> **Your objective**
Copy all lines of the listing that include the string "page".

> **Collected data**
+ + + + + + +

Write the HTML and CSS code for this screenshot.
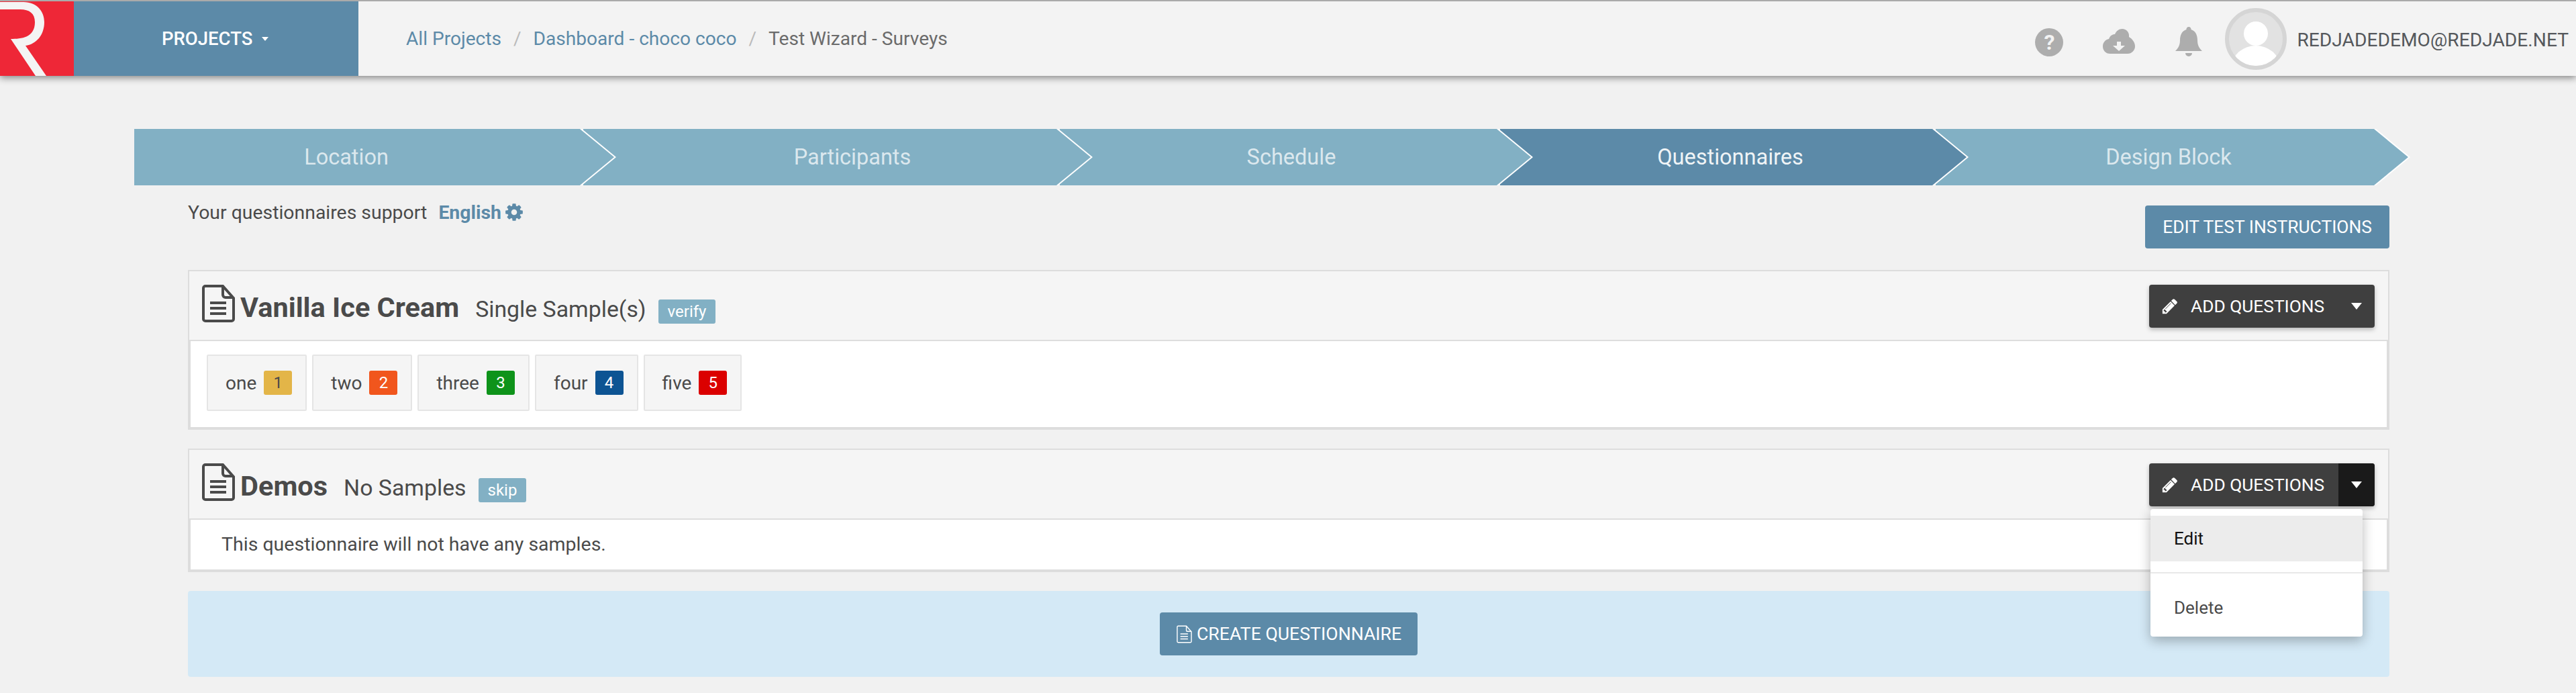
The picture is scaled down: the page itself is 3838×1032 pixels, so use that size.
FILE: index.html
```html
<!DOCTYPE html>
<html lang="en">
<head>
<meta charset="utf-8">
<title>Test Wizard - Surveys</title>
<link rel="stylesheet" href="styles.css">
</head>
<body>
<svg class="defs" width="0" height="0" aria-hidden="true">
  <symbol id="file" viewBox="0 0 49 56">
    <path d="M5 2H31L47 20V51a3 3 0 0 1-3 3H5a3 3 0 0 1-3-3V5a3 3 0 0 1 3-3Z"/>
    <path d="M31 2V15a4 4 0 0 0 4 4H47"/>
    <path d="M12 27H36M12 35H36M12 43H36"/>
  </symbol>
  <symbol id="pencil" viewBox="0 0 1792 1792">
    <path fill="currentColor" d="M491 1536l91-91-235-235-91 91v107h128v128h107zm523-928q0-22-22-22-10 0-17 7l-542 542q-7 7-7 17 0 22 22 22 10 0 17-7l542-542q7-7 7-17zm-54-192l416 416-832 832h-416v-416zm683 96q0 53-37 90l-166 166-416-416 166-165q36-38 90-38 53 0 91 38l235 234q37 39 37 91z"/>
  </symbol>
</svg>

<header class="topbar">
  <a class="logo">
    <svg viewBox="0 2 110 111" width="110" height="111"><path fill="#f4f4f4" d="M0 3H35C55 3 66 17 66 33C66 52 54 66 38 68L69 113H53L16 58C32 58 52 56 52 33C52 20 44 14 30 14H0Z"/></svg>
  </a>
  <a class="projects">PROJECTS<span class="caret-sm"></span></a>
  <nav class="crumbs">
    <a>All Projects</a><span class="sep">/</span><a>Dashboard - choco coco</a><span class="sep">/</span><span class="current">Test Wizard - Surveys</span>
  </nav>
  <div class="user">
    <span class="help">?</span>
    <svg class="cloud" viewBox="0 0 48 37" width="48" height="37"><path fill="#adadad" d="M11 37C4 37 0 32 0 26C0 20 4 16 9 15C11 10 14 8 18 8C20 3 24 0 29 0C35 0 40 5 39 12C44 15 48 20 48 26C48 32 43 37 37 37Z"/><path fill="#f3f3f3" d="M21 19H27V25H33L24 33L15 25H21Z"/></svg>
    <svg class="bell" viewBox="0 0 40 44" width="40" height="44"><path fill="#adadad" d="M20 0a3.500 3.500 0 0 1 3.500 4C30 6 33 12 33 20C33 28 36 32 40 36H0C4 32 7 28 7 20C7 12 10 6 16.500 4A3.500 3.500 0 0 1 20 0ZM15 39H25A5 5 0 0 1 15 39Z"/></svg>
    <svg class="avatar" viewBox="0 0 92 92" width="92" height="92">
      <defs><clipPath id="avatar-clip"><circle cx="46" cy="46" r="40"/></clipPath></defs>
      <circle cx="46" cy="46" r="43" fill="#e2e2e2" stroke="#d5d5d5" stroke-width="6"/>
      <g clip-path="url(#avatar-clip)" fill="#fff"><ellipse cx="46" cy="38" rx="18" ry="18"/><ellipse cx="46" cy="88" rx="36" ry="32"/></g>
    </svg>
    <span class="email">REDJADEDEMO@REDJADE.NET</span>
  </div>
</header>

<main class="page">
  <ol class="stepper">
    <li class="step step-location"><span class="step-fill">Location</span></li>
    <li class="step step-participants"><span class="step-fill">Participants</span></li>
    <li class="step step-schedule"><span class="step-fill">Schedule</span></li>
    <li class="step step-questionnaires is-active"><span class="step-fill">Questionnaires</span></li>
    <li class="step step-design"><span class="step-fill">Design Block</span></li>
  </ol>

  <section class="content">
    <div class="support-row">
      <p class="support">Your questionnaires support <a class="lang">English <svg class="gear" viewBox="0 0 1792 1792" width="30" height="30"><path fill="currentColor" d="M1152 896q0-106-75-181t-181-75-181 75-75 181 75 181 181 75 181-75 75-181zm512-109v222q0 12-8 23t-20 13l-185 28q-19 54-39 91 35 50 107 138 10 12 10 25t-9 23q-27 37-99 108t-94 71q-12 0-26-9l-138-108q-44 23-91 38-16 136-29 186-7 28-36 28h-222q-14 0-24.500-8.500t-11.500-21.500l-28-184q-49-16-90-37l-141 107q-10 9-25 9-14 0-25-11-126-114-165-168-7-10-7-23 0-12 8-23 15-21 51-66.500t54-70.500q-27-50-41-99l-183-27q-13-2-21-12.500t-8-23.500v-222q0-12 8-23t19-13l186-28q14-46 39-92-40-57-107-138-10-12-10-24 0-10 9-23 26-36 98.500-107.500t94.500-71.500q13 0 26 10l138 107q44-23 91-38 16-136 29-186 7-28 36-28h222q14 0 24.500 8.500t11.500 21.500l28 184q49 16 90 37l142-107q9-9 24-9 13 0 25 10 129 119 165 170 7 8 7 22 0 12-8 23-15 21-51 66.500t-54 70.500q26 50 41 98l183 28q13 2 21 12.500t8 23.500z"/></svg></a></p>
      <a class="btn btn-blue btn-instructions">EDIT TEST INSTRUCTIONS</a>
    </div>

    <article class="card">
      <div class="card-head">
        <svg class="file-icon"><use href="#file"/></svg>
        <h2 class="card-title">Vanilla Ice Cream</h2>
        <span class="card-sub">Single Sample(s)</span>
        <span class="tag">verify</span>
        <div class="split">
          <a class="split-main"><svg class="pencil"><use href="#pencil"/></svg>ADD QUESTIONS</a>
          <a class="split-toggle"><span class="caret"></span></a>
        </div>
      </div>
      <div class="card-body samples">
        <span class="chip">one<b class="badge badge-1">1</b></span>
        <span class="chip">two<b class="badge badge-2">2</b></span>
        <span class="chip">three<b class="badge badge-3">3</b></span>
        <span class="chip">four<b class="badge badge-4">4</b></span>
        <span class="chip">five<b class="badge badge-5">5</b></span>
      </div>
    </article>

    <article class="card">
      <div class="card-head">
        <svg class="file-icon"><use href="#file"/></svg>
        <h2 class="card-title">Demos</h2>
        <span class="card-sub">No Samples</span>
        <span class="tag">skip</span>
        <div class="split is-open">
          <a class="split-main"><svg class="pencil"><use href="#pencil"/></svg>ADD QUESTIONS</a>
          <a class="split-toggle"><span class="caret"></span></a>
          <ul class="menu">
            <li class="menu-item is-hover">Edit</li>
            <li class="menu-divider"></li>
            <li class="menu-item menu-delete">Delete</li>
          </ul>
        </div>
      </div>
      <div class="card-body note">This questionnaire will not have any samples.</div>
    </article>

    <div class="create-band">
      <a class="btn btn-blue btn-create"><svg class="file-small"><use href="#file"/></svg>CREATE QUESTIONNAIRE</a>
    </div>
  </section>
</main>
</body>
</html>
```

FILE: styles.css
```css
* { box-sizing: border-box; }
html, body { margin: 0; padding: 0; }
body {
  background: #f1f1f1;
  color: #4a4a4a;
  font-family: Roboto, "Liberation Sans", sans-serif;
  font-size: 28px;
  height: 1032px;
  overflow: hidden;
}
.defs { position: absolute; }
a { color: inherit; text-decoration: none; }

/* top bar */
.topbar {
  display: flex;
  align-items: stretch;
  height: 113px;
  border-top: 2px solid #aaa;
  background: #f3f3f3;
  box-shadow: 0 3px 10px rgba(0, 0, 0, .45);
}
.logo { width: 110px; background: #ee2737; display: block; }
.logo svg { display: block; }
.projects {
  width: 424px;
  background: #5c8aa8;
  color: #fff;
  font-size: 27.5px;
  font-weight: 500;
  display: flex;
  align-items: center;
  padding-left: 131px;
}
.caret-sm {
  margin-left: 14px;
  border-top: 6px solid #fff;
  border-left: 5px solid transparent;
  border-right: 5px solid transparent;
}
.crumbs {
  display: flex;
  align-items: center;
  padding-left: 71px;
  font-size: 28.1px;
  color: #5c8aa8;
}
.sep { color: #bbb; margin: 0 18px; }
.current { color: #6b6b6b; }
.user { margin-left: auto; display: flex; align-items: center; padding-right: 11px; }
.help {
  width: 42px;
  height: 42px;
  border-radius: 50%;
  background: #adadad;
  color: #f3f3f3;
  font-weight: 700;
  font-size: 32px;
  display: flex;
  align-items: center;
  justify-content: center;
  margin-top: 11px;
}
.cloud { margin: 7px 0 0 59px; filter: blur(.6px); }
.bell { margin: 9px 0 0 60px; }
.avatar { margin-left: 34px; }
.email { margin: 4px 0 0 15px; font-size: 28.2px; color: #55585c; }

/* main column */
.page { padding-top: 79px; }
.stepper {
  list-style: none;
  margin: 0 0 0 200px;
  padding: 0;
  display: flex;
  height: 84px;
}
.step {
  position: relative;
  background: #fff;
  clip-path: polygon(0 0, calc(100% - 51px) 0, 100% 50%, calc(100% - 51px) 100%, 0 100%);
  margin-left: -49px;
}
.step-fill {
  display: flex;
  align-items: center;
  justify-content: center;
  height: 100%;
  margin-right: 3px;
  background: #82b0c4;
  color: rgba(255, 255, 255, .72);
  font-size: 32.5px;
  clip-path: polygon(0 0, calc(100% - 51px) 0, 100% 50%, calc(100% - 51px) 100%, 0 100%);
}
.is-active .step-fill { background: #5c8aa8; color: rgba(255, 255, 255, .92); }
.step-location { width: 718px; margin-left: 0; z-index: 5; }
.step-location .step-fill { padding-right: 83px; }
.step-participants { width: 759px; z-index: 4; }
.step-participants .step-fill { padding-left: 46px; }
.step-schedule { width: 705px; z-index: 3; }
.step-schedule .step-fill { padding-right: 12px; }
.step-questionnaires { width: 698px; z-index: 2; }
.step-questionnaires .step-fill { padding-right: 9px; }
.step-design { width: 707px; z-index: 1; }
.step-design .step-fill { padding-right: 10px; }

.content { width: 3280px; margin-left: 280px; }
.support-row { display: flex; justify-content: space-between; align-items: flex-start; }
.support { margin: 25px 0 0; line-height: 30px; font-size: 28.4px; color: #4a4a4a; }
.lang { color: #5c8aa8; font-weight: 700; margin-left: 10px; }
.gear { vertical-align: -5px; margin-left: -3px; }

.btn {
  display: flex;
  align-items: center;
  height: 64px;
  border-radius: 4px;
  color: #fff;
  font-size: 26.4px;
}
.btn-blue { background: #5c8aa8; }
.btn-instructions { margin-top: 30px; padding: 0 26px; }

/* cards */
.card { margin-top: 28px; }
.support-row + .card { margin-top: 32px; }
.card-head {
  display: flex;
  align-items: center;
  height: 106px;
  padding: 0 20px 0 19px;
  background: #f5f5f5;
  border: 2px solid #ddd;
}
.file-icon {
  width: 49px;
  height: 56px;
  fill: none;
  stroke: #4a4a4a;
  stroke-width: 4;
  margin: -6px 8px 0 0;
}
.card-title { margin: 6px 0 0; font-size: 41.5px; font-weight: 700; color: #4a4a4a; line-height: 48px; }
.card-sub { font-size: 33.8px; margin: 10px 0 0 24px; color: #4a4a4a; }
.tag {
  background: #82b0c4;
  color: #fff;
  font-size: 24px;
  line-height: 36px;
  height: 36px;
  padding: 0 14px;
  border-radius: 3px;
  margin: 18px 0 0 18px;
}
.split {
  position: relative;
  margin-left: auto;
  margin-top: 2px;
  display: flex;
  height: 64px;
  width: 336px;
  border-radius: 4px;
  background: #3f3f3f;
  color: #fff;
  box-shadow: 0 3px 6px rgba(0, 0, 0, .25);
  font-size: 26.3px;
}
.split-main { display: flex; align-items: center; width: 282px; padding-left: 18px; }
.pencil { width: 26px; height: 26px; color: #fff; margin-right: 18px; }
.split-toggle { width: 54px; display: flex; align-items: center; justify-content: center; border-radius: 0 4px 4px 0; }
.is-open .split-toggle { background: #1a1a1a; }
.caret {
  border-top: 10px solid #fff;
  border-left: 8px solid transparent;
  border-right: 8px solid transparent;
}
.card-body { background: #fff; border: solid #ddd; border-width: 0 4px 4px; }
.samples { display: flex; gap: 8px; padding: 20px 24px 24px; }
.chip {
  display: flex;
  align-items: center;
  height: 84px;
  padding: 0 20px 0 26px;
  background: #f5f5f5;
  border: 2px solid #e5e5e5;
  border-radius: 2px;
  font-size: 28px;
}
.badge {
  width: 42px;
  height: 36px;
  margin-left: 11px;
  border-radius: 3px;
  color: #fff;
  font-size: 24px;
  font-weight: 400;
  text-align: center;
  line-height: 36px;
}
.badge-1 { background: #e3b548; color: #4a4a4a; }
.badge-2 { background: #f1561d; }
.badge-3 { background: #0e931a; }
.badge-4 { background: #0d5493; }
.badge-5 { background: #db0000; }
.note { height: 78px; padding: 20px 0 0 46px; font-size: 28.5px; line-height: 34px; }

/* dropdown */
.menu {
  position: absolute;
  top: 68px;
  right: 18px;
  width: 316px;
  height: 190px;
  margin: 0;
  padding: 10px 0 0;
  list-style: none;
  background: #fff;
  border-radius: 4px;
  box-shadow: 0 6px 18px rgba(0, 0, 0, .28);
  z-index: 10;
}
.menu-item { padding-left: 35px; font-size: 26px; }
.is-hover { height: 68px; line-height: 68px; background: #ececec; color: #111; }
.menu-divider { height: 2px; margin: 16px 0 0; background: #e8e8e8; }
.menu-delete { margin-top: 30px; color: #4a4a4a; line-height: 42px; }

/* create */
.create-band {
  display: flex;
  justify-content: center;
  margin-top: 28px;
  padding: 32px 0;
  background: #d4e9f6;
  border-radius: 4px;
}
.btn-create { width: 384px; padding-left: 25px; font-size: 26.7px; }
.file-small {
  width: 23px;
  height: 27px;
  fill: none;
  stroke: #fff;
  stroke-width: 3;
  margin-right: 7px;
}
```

+ + + + + + +

> **The completed task**
The picture is scaled down: the page itself is 3838×1032 pixels, so use that size.
<main class="page">
.page { padding-top: 79px; }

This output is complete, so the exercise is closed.